Patrick’s bill will outline three endorsements that students can choose between for their diplomas: business and industry; “academic achievement” in either STEM (science, technology, engineering and math) or arts and humanities; or “distinguished.” The plan would also create an 8th grade career exploration course where, according to a press release from Patrick’s office, “students can examine the different graduation plans and begin working on the graduation plan.”

Some advocates, particularly for minority students, have raised concerns that a plan like Patrick’s would, in effect, create separate pipelines for college-bound students in rigorous courses and career-bound students with lower expectations.
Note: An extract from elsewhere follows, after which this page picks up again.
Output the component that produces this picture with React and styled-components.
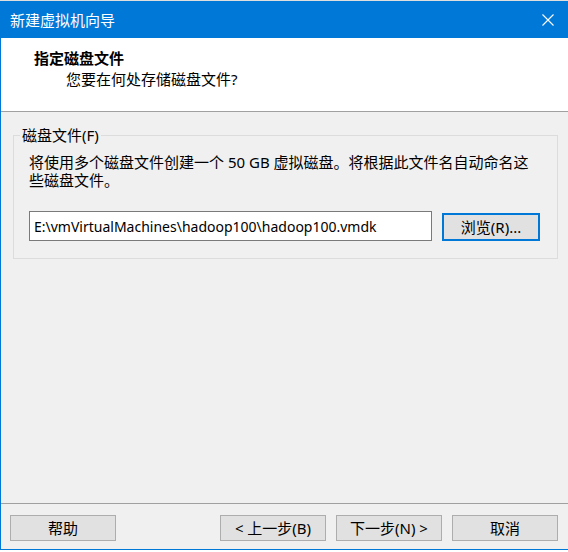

“Just the opposite, because when you get your degree with your career and business endorsement you’ll be able to go to any college you want in the state,” Patrick said. “I believe this is going to create a pathway for more minority students to go on to college, but also assure that every student—Anglo, Latino, African American—every student is going to have career and business skills. If they make a decision that they’re not going to go to college, then they’re equipped to live the American dream.”

It’s a point Education Commissioner Michael Williams made Tuesday, in his speech for school administrators—that Texas can promote career readiness without falling into a system that shuts students out of college. “This is not a debate about career or college,” Williams said. “This ought to be a debate about both.”